>>>

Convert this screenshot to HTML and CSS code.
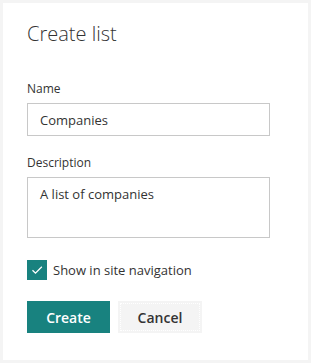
FILE: index.html
```html
<!DOCTYPE html>
<html lang="en">
<head>
    <meta charset="UTF-8">
    <meta name="viewport" content="width=device-width, initial-scale=1.0">
    <title>Create list</title>
    <link rel="stylesheet" href="styles.css">
</head>
<body>
    <div class="panel">
        <h1 class="title">Create list</h1>

        <div class="field">
            <label class="label" for="name">Name</label>
            <input class="input" id="name" type="text" value="Companies">
        </div>

        <div class="field">
            <label class="label" for="desc">Description</label>
            <textarea class="input textarea" id="desc">A list of companies</textarea>
        </div>

        <label class="check">
            <span class="box">
                <svg width="20" height="20" viewBox="0 0 20 20">
                    <path d="M5.5 10.2 L8.5 13.2 L14.8 6.8" fill="none" stroke="#fff" stroke-width="1.3"/>
                </svg>
            </span>
            <span>Show in site navigation</span>
        </label>

        <div class="actions">
            <button class="btn primary">Create</button>
            <button class="btn secondary">Cancel</button>
        </div>
    </div>
</body>
</html>
```

FILE: styles.css
```css
body {
    margin: 0;
    padding: 3px;
    background-color: #f4f4f4;
    font-family: "Open Sans", "Noto Sans", sans-serif;
    color: #333;
}
.panel {
    background-color: #fff;
    height: 357px;
    box-sizing: border-box;
    padding: 17px 38px 0 24px;
    display: flex;
    flex-direction: column;
}
.title {
    margin: 0 0 33px;
    font-size: 20px;
    font-weight: 300;
    line-height: 28px;
    color: #333;
}
.field {
    display: flex;
    flex-direction: column;
    margin-bottom: 19px;
}
.label {
    font-size: 12px;
    line-height: 16px;
    color: #333;
    margin-bottom: 6px;
}
.input {
    height: 33px;
    box-sizing: border-box;
    border: 1px solid #c8c8c8;
    padding: 1px 12px 0;
    font-family: inherit;
    font-size: 13px;
    color: #333;
    outline: none;
}
.textarea {
    height: 61px;
    padding: 7px 12px;
    line-height: 18px;
    resize: none;
}
.field + .check {
    margin-top: 3px;
}
.check {
    display: flex;
    align-items: center;
    gap: 6px;
    font-size: 13px;
    line-height: 20px;
    color: #333;
}
.box {
    width: 20px;
    height: 20px;
    background-color: #18827f;
    display: flex;
}
.actions {
    display: flex;
    gap: 8px;
    margin-top: 21px;
}
.btn {
    height: 32px;
    border: none;
    font-family: inherit;
    font-size: 14px;
    font-weight: 600;
    padding: 0;
}
.primary {
    width: 83px;
    background-color: #18827f;
    color: #fff;
}
.secondary {
    width: 84px;
    background-color: #f4f4f4;
    color: #333;
    outline: 1px dotted #fff;
    outline-offset: -3px;
}
```
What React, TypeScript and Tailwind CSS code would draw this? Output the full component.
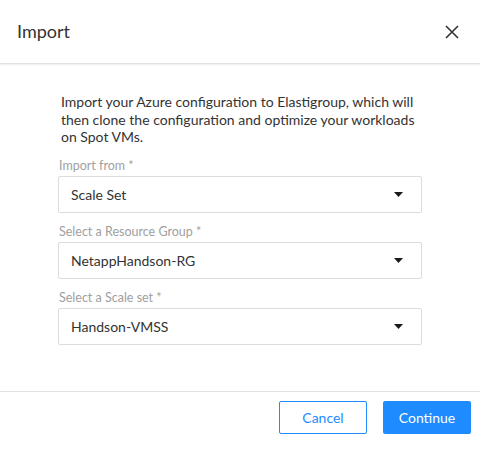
const fields = [
  { label: "Import from *", value: "Scale Set" },
  { label: "Select a Resource Group *", value: "NetappHandson-RG" },
  { label: "Select a Scale set *", value: "Handson-VMSS" },
];

const Caret = () => (
  <svg width="9" height="5" viewBox="0 0 9 5" className="shrink-0">
    <path d="M0 0h9L4.5 5z" fill="#1a1a1a" />
  </svg>
);

export default function App() {
  return (
    <div
      className="w-[480px] h-[449px] bg-white flex flex-col text-[#333]"
      style={{ fontFamily: "Lato, 'Noto Sans', sans-serif" }}
    >
      <div className="h-[64px] shrink-0 flex items-center justify-between pl-[17px] pr-[21px] border-b border-[#e2e2e2] shadow-[0_1px_2px_rgba(0,0,0,0.08)]">
        <span className="text-[18px] text-[#333]">Import</span>
        <svg width="14" height="14" viewBox="0 0 14 14">
          <path d="M1 1l12 12M13 1L1 13" stroke="#333" strokeWidth="1.6" />
        </svg>
      </div>

      <div className="flex-1 pl-[58px] pr-[58px] pt-[29px]">
        <p className="text-[14px] leading-[17.5px] text-[#333] pl-[3px] pr-[4px]">
          Import your Azure configuration to Elastigroup, which will then clone the configuration and optimize your workloads on Spot VMs.
        </p>
        <div className="mt-[12px] flex flex-col gap-[11px]">
          {fields.map((f) => (
            <div key={f.label} className="flex flex-col">
              <span className="text-[12.5px] leading-[16px] text-[#a0a0a0] pl-[1px] mb-[2px]">{f.label}</span>
              <div className="h-[37px] border border-[#dcdcdc] rounded-[2px] flex items-center justify-between pl-[12px] pr-[18px]">
                <span className="text-[14px] text-[#333]">{f.value}</span>
                <Caret />
              </div>
            </div>
          ))}
        </div>
      </div>

      <div className="h-[57px] shrink-0 border-t border-[#e2e2e2] flex items-start justify-end gap-[16px] pr-[9px] pt-[9px] mb-[1px]">
        <button className="w-[88px] h-[33px] border border-[#1e8cff] rounded-[2px] text-[#1e8cff] text-[14px]">
          Cancel
        </button>
        <button className="w-[88px] h-[33px] bg-[#1e8cff] rounded-[2px] text-white text-[14px]">
          Continue
        </button>
      </div>
    </div>
  );
}
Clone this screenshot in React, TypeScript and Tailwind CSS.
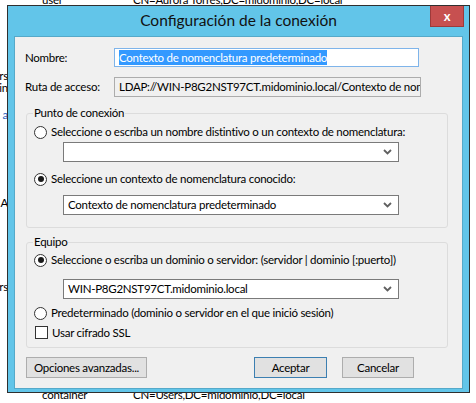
import React from 'react';

const font = "font-['Lato','Noto_Sans',sans-serif]";

function Radio({ checked }: { checked?: boolean }) {
  return (
    <span className="w-[13px] h-[13px] rounded-full border border-[#333] bg-white flex items-center justify-center shrink-0">
      {checked && <span className="w-[6px] h-[6px] rounded-full bg-[#1a1a1a]" />}
    </span>
  );
}

function Chevron() {
  return (
    <svg width="9" height="6" viewBox="0 0 9 6" className="shrink-0">
      <path d="M1 1 L4.5 4.5 L8 1" fill="none" stroke="#606060" strokeWidth="1.8" />
    </svg>
  );
}

function Combo({ value }: { value?: string }) {
  return (
    <div className="ml-[36px] w-[336px] h-[20px] border border-[#7a7a7a] bg-white flex items-center pl-[4px] pr-[6px]">
      <span className="flex-1 truncate">{value}</span>
      <Chevron />
    </div>
  );
}

function Group({ title, className, children }: { title: string; className?: string; children: React.ReactNode }) {
  return (
    <div className={`relative ml-[1px] w-[422px] border border-[#dcdcdc] rounded-[3px] ${className ?? ''}`}>
      <span className="absolute -top-[9px] left-[6px] px-[1px] bg-[#f0f0f0] leading-[16px]">{title}</span>
      {children}
    </div>
  );
}

export default function App() {
  return (
    <div className={`relative w-[476px] h-[403px] bg-white overflow-hidden text-[11.5px] tracking-[-0.25px] text-black whitespace-nowrap ${font}`}>
      {/* list behind the dialog */}
      <div className="flex flex-col">
        <div className="flex h-[10px] -mt-[8px] leading-[16px]">
          <span className="ml-[42px] w-[91px]">user</span>
          <span>CN=Aurora Torres,DC=midominio,DC=local</span>
        </div>
        <div className="w-[8px] overflow-hidden flex flex-col items-end leading-[16px] mt-[66px]">
          <span className="h-[12px]">Users</span>
          <span className="h-[14px]">Domain</span>
          <span className="h-[14px] mt-[13px] text-[#1f5fbf]">a</span>
          <span className="h-[16px] mt-[74px]">A</span>
          <span className="h-[16px] mt-[68px]">ers</span>
        </div>
        <div className="flex mt-[92px] leading-[16px]">
          <span className="ml-[42px] w-[91px]">container</span>
          <span>CN=Users,DC=midominio,DC=local</span>
        </div>
      </div>

      {/* dialog */}
      <div className="absolute left-[7px] top-[5px] w-[463px] h-[388px] border border-[#2f2f2f] bg-[#62c5e9] flex flex-col">
        <div className="relative h-[30px] flex items-center justify-center">
          <span className="text-[15.5px] tracking-normal text-[#111]">Configuración de la conexión</span>
          <div className="absolute top-0 right-[5px] w-[34px] h-[21px] bg-[#c75050] border border-[#9e3a3a] border-t-0 flex items-center justify-center text-white font-bold text-[13px] leading-none">
            x
          </div>
        </div>
        <div className="mx-[6px] mb-[3px] flex-1 bg-[#f0f0f0] border border-[#55a9c9] pl-[10px] pt-[11px]">
          <div className="flex items-center h-[19px]">
            <span className="w-[89px]">Nombre:</span>
            <div className="w-[305px] h-[19px] border border-[#7eb4ea] bg-white flex items-center pl-[4px]">
              <span className="bg-[#3399ff] text-white leading-[15px]">Contexto de nomenclatura predeterminado</span>
            </div>
          </div>
          <div className="flex items-center h-[20px] mt-[10px]">
            <span className="w-[89px]">Ruta de acceso:</span>
            <div className="w-[307px] h-[20px] border border-[#acacac] bg-[#f0f0f0] flex items-center pl-[4px] overflow-hidden">
              LDAP://WIN-P8G2NST97CT.midominio.local/Contexto de nomenclatura predeterminado
            </div>
          </div>

          <Group title="Punto de conexión" className="mt-[16px] h-[115px] pt-[11px]">
            <div className="flex items-center gap-[4px] pl-[7px] h-[14px]">
              <Radio />
              <span>Seleccione o escriba un nombre distintivo o un contexto de nomenclatura:</span>
            </div>
            <div className="mt-[3px]">
              <Combo />
            </div>
            <div className="flex items-center gap-[4px] pl-[7px] h-[14px] mt-[10px]">
              <Radio checked />
              <span>Seleccione un contexto de nomenclatura conocido:</span>
            </div>
            <div className="mt-[9px]">
              <Combo value="Contexto de nomenclatura predeterminado" />
            </div>
          </Group>

          <Group title="Equipo" className="mt-[14px] h-[106px] pt-[10px]">
            <div className="flex items-center gap-[4px] pl-[7px] h-[14px]">
              <Radio checked />
              <span>Seleccione o escriba un dominio o servidor: (servidor | dominio [:puerto])</span>
            </div>
            <div className="mt-[12px]">
              <Combo value="WIN-P8G2NST97CT.midominio.local" />
            </div>
            <div className="flex items-center gap-[4px] pl-[7px] h-[14px] mt-[7px]">
              <Radio />
              <span>Predeterminado (dominio o servidor en el que inició sesión)</span>
            </div>
            <div className="flex items-center gap-[4px] pl-[8px] h-[13px] mt-[6px]">
              <span className="w-[13px] h-[13px] border border-[#333] bg-white shrink-0" />
              <span>Usar cifrado SSL</span>
            </div>
          </Group>

          <div className="flex mt-[9px] ml-[1px]">
            <div className="w-[121px] h-[21px] bg-[#e1e1e1] border border-[#adadad] flex items-center justify-center">
              Opciones avanzadas...
            </div>
            <div className="ml-[107px] w-[73px] h-[21px] bg-[#e1e1e1] border border-[#3c7fb1] flex items-center justify-center">
              Aceptar
            </div>
            <div className="ml-[15px] w-[72px] h-[21px] bg-[#e1e1e1] border border-[#adadad] flex items-center justify-center">
              Cancelar
            </div>
          </div>
        </div>
      </div>
    </div>
  );
}
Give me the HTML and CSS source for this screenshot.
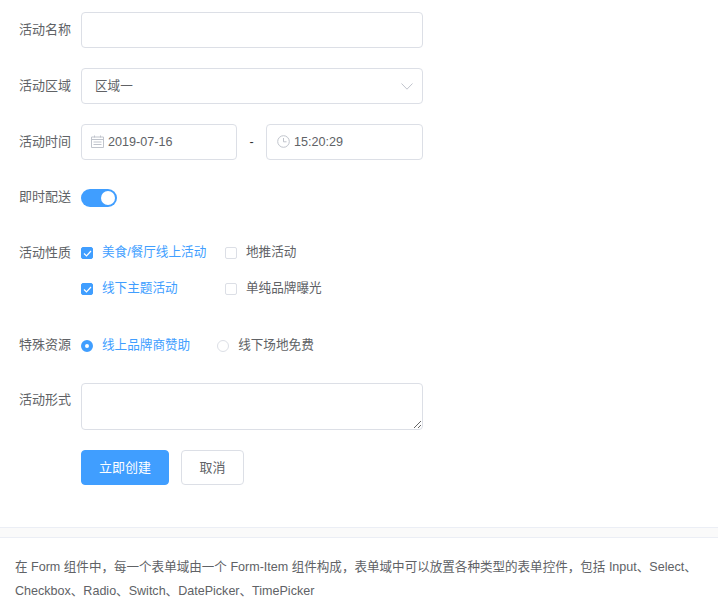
FILE: index.html
```html
<!DOCTYPE html>
<html lang="zh-CN">
<head>
    <meta charset="UTF-8">
    <meta name="viewport" content="width=device-width, initial-scale=1.0">
    <title>Form</title>
    <link rel="stylesheet" href="styles.css">
</head>
<body>
    <form class="form">
        <div class="form-item">
            <label class="form-label">活动名称</label>
            <input class="input" type="text">
        </div>
        <div class="form-item">
            <label class="form-label">活动区域</label>
            <div class="input select">
                <span class="select-value">区域一</span>
                <svg class="select-arrow" viewBox="0 0 12 7" width="12" height="7"><path d="M.5.5 6 6.200 11.500.5" fill="none" stroke="#c0c4cc" stroke-width="1"/></svg>
            </div>
        </div>
        <div class="form-item">
            <label class="form-label">活动时间</label>
            <div class="date-range">
                <div class="input picker">
                    <svg viewBox="0 0 13 13" width="13" height="13" fill="none" stroke="#c0c4cc" stroke-width="1"><path d="M.5 2h12v10.500H.500zM.5 4.500h12M3.500.5v2M9.500.5v2M2.500 7h8M2.500 9.500h8"/></svg>
                    <span>2019-07-16</span>
                </div>
                <span class="range-sep">-</span>
                <div class="input picker picker-time">
                    <svg viewBox="0 0 13 13" width="13" height="13" fill="none" stroke="#c0c4cc" stroke-width="1"><circle cx="6.500" cy="6.500" r="5.800"/><path d="M6.500 3v3.800h3"/></svg>
                    <span>15:20:29</span>
                </div>
            </div>
        </div>
        <div class="form-item form-item-switch">
            <label class="form-label form-label-switch">即时配送</label>
            <span class="switch"><span class="switch-knob"></span></span>
        </div>
        <div class="form-item form-item-auto">
            <label class="form-label form-label-group">活动性质</label>
            <div class="checkbox-group">
                <div class="checkbox checked">
                    <span class="checkbox-box"><svg viewBox="0 0 9 7" width="9" height="7"><path d="M1 3.500 3.500 6 8 1" fill="none" stroke="#fff" stroke-width="1.200"/></svg></span>
                    美食/餐厅线上活动
                </div>
                <div class="checkbox">
                    <span class="checkbox-box"></span>
                    地推活动
                </div>
                <div class="checkbox checked">
                    <span class="checkbox-box"><svg viewBox="0 0 9 7" width="9" height="7"><path d="M1 3.500 3.500 6 8 1" fill="none" stroke="#fff" stroke-width="1.200"/></svg></span>
                    线下主题活动
                </div>
                <div class="checkbox">
                    <span class="checkbox-box"></span>
                    单纯品牌曝光
                </div>
            </div>
        </div>
        <div class="form-item form-item-radio">
            <label class="form-label form-label-group">特殊资源</label>
            <div class="radio-group">
                <div class="radio checked"><span class="radio-dot"></span>线上品牌商赞助</div>
                <div class="radio"><span class="radio-dot"></span>线下场地免费</div>
            </div>
        </div>
        <div class="form-item form-item-auto">
            <label class="form-label">活动形式</label>
            <textarea class="textarea"></textarea>
        </div>
        <div class="form-actions">
            <button class="btn btn-primary" type="button">立即创建</button>
            <button class="btn" type="button">取消</button>
        </div>
    </form>
    <div class="band"></div>
    <p class="tip">在 Form 组件中，每一个表单域由一个 Form-Item 组件构成，表单域中可以放置各种类型的表单控件，包括 Input、Select、Checkbox、Radio、Switch、DatePicker、TimePicker</p>
</body>
</html>
```

FILE: styles.css
```css
* {
    margin: 0;
    padding: 0;
    box-sizing: border-box;
}

body {
    font-family: 'Liberation Sans', 'Noto Sans CJK SC', sans-serif;
    font-size: 12.6px;
    color: #606266;
    background-color: #fff;
}

.form {
    padding-top: 12px;
    width: 423px;
}

.form-item {
    display: flex;
    align-items: center;
    min-height: 36px;
    margin-bottom: 20px;
}

.form-item-switch {
    margin-bottom: 18px;
}

.form-item-auto {
    align-items: flex-start;
}

.form-item-radio {
    margin-bottom: 21px;
}

.form-label {
    flex: none;
    width: 81px;
    padding-left: 19px;
    font-size: 13px;
    line-height: 34px;
}

.form-label-switch {
    padding-bottom: 2px;
}

.form-label-group {
    height: 36px;
    line-height: 38px;
}

.input {
    display: flex;
    align-items: center;
    flex: 1;
    min-width: 0;
    height: 36px;
    border: 1px solid #dcdfe6;
    border-radius: 4px;
    background-color: #fff;
    font: inherit;
    color: #606266;
}

.select {
    justify-content: space-between;
    padding: 0 9px 0 13px;
}

.select-value {
    padding-bottom: 3px;
}

.date-range {
    flex: 1;
    display: grid;
    grid-template-columns: 156px 1fr 157px;
    align-items: center;
}

.range-sep {
    text-align: center;
    color: #303133;
}

.picker {
    gap: 4px;
    padding-left: 9px;
    padding-bottom: 1px;
}

.picker-time {
    padding-left: 10px;
}

.switch {
    position: relative;
    display: block;
    width: 36px;
    height: 18px;
    border-radius: 9px;
    background-color: #409eff;
}

.switch-knob {
    position: absolute;
    top: 2px;
    right: 2px;
    width: 14px;
    height: 14px;
    border-radius: 50%;
    background-color: #fff;
}

.checkbox-group {
    display: grid;
    grid-template-columns: 144px auto;
    grid-auto-rows: 36px;
    align-items: center;
}

.checkbox,
.radio {
    display: flex;
    align-items: center;
    gap: 9px;
    padding-bottom: 2px;
}

.checkbox {
    padding-bottom: 4px;
}

.checkbox.checked,
.radio.checked {
    color: #409eff;
}

.checkbox-box {
    display: flex;
    align-items: center;
    justify-content: center;
    width: 12px;
    height: 12px;
    margin-top: 6px;
    border: 1px solid #dcdfe6;
    border-radius: 2px;
    background-color: #fff;
}

.checked .checkbox-box {
    border-color: #409eff;
    background-color: #409eff;
}

.radio-group {
    display: flex;
    gap: 27px;
}

.radio-dot {
    width: 12px;
    height: 12px;
    margin-top: 6px;
    border: 1px solid #dcdfe6;
    border-radius: 50%;
}

.radio.checked .radio-dot {
    border: 4px solid #409eff;
    background-color: #fff;
}

.textarea {
    flex: 1;
    display: block;
    height: 47px;
    border: 1px solid #dcdfe6;
    border-radius: 4px;
    font: inherit;
}

.form-actions {
    display: flex;
    gap: 12px;
    padding-left: 81px;
}

.btn {
    width: 63px;
    height: 35px;
    padding-bottom: 2px;
    border: 1px solid #dcdfe6;
    border-radius: 4px;
    background-color: #fff;
    font: inherit;
    font-size: 13px;
    color: #606266;
}

.btn-primary {
    width: 88px;
    border-color: #409eff;
    background-color: #409eff;
    color: #fff;
}

.band {
    height: 11px;
    margin-top: 42px;
    border-top: 1px solid #ebeef5;
    border-bottom: 1px solid #ebeef5;
    background-color: #fafafa;
}

.tip {
    padding: 17px 15px 0;
    font-size: 12.55px;
    line-height: 24px;
}
```
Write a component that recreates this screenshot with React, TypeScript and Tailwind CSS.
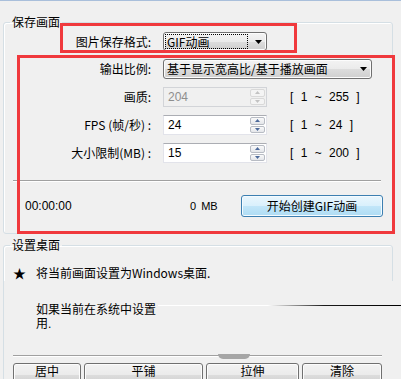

<<<

__PROBLEM DESCRIPTION__. Of the lines in this listing, report how many contain the string "Tailwind", and give the number only.

__SOLUTION TO THE EXERCISE__. 3